What to do: Pick out the lines below that contain the string "index" and copy them all.

Material:
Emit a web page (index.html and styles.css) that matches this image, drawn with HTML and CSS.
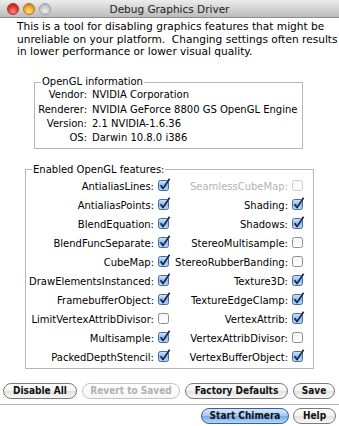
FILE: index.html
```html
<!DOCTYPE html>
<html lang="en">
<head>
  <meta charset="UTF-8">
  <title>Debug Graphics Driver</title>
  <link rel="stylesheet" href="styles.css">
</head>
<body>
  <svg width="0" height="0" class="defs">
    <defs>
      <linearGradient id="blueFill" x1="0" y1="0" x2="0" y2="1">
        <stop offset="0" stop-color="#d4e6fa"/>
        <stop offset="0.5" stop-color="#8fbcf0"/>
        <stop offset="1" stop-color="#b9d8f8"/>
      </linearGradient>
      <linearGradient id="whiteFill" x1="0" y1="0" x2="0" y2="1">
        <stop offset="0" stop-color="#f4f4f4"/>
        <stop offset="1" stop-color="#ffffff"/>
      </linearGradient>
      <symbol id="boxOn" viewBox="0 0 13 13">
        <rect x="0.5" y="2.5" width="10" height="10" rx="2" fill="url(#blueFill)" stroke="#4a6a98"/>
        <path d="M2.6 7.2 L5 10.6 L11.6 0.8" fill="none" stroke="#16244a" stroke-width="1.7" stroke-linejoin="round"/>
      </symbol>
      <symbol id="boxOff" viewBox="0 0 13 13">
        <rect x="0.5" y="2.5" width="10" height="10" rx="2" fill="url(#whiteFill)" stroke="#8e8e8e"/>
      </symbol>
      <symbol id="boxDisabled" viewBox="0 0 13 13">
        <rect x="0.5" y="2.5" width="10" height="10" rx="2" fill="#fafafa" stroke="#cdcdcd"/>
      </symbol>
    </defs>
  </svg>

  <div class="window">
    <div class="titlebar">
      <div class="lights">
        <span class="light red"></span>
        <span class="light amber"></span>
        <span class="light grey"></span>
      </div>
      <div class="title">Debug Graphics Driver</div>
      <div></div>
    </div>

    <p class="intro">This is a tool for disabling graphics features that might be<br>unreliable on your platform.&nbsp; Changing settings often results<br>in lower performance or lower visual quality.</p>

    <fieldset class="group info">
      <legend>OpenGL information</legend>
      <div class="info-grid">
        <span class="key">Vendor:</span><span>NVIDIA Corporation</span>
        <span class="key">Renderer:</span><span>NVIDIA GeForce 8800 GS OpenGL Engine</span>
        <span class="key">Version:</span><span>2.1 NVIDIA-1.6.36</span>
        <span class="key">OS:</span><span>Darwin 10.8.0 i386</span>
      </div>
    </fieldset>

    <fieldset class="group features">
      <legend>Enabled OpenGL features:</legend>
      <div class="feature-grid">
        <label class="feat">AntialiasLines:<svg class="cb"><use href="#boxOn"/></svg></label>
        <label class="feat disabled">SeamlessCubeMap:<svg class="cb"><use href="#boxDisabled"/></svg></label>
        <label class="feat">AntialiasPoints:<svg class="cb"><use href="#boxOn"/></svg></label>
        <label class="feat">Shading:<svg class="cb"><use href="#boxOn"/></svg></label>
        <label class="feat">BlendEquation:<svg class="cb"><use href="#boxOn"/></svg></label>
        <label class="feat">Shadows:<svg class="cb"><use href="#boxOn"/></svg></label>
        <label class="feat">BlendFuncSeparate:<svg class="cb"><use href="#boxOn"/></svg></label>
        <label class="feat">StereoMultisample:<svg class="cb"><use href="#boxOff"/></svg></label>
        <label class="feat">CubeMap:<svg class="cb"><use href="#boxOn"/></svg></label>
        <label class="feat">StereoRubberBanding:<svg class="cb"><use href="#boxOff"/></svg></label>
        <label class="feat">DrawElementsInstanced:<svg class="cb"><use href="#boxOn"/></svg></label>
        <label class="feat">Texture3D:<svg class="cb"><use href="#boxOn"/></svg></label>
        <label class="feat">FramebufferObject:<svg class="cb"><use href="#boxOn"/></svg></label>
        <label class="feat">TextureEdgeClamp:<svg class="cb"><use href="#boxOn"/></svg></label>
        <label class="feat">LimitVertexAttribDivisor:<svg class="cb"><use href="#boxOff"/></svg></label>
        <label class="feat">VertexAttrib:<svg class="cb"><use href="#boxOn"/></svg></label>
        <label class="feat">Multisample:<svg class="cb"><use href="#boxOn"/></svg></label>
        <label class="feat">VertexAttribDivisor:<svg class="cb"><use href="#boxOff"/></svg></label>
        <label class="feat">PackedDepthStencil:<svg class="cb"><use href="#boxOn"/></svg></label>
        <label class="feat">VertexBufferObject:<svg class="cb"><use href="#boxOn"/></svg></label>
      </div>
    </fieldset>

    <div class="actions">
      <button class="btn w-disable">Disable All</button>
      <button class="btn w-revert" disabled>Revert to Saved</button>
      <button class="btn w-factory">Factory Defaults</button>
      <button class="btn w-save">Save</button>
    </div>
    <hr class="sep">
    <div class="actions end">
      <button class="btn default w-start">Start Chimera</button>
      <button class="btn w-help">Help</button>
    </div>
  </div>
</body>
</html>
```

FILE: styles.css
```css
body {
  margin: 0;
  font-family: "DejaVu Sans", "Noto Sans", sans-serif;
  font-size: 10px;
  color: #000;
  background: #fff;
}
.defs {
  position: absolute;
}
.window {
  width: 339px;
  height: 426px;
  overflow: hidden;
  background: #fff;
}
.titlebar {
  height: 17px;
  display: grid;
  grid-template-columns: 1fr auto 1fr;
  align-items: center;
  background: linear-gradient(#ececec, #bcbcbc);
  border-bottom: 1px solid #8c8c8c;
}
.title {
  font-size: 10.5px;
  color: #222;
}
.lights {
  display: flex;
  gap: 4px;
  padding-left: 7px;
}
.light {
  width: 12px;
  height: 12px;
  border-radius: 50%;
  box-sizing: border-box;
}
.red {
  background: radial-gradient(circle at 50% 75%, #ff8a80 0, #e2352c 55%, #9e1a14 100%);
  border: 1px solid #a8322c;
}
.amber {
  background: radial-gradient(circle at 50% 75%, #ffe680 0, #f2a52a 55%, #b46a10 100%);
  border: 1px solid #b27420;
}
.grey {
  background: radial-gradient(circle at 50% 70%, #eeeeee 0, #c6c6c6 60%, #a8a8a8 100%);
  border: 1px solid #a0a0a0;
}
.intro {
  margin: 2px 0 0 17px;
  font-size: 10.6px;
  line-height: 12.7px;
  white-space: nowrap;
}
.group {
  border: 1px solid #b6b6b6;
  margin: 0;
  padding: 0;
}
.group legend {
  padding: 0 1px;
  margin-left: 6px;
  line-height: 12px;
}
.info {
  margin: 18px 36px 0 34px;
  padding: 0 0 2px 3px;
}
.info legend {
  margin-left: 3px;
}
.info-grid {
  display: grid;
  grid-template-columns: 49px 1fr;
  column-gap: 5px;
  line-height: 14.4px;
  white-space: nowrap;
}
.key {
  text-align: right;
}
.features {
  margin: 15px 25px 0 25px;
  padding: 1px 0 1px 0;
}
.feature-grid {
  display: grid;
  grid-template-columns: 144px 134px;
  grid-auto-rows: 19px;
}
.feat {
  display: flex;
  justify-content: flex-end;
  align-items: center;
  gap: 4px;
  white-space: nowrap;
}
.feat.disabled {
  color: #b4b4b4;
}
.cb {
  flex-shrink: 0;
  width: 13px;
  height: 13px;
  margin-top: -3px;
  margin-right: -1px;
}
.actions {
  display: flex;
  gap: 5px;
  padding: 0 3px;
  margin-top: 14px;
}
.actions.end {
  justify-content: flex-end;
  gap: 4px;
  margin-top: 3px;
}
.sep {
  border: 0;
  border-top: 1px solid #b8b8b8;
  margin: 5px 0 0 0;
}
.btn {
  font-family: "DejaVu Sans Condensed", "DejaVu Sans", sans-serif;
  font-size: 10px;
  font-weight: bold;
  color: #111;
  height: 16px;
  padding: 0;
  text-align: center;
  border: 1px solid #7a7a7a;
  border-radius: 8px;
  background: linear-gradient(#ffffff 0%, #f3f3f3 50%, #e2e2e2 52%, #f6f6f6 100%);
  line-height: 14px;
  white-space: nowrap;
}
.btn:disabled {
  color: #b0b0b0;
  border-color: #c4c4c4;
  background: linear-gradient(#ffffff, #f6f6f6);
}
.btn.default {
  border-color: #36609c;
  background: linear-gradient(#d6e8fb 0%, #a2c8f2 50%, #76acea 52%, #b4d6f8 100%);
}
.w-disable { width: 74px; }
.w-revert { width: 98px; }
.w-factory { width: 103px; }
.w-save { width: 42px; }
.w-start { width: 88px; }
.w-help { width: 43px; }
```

Worked solution:
Emit a web page (index.html and styles.css) that matches this image, drawn with HTML and CSS.
FILE: index.html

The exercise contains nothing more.